YOUR GOAL
Below are some records; work out how many of their lines contain "with" and give the number only.

DATA ROWS

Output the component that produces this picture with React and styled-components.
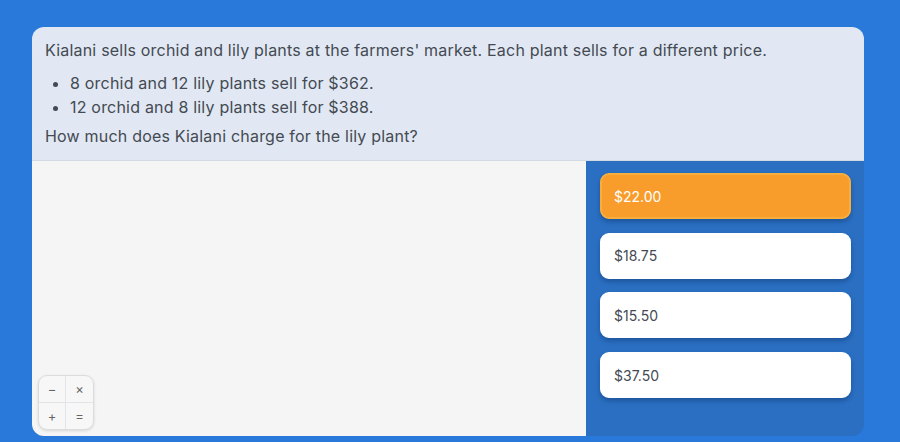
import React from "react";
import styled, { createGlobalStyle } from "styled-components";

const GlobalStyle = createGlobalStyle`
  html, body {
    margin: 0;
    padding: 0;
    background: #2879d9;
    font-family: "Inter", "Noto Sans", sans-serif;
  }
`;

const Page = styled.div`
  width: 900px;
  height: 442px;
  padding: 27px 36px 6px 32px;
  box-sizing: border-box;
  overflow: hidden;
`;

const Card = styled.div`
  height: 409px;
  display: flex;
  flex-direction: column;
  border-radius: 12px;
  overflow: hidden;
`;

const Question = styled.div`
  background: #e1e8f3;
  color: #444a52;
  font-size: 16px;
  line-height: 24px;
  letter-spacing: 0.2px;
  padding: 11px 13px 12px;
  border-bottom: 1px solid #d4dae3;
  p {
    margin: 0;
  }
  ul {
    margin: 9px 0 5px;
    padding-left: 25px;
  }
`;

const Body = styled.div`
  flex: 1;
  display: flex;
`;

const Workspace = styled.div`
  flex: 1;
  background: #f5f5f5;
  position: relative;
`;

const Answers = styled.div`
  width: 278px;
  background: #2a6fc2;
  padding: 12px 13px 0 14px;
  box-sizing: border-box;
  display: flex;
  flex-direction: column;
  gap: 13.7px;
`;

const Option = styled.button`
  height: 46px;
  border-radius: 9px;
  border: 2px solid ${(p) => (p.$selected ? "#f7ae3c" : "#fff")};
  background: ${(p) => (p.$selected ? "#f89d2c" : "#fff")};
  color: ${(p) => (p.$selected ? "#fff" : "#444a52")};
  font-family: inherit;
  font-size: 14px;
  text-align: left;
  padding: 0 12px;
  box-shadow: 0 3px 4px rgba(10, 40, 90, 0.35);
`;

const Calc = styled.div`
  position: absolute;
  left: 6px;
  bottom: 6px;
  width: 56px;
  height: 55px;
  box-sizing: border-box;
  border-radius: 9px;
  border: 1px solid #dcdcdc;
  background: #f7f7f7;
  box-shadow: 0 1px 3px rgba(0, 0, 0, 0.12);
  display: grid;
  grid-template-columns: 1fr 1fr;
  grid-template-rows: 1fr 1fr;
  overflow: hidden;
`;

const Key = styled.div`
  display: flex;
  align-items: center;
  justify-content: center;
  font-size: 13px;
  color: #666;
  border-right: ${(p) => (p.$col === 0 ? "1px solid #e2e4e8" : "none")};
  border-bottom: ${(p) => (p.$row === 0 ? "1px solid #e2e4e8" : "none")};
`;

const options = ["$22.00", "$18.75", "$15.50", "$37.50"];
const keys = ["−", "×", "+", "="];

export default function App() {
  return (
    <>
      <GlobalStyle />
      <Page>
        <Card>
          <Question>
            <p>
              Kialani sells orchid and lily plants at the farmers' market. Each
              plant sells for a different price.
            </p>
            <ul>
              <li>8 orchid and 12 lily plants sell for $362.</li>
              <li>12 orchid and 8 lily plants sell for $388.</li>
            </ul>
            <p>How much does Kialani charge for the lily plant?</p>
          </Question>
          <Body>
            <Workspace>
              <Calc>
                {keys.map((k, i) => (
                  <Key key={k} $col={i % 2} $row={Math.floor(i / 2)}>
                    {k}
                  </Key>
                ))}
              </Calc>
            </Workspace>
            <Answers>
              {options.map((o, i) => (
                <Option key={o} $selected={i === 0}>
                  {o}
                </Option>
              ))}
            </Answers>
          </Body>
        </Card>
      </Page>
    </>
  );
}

--

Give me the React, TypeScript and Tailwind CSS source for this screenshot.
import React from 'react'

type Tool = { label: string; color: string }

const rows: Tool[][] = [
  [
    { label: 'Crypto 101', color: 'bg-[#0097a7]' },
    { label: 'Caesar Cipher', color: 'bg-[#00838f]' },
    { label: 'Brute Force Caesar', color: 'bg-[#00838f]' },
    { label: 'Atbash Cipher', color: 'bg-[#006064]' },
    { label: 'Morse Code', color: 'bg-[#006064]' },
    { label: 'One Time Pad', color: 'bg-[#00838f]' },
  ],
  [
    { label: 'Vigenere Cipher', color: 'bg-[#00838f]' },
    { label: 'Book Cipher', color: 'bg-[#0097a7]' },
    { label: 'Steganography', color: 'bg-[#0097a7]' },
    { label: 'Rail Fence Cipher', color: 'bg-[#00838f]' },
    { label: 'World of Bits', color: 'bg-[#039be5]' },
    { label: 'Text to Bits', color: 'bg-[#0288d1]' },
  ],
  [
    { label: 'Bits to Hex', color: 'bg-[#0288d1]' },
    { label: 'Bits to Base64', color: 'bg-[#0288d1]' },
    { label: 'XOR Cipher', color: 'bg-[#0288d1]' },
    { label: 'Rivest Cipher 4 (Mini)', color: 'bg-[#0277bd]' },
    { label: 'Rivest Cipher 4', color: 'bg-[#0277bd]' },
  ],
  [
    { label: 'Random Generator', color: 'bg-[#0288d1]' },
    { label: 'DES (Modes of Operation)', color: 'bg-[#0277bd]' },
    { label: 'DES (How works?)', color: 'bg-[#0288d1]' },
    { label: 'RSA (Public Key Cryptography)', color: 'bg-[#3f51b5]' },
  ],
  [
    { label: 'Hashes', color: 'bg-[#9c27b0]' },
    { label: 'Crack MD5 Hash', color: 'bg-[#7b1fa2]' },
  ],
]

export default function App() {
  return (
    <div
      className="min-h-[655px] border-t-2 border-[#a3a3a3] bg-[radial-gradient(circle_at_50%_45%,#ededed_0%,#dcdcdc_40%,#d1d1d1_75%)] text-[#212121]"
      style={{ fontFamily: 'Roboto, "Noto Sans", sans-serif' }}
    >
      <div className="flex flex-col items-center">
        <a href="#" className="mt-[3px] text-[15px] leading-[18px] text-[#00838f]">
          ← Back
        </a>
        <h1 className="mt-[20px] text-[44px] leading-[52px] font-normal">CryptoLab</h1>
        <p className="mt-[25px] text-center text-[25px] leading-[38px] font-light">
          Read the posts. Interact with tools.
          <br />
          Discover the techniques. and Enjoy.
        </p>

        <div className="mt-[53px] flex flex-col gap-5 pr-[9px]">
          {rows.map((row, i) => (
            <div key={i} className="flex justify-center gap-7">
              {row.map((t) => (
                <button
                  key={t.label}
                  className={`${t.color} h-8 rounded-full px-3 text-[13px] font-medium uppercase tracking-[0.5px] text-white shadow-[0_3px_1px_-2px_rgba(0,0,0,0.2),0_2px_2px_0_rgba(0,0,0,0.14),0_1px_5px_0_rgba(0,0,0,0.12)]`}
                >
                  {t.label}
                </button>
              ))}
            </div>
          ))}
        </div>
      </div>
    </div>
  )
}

ANSWER
2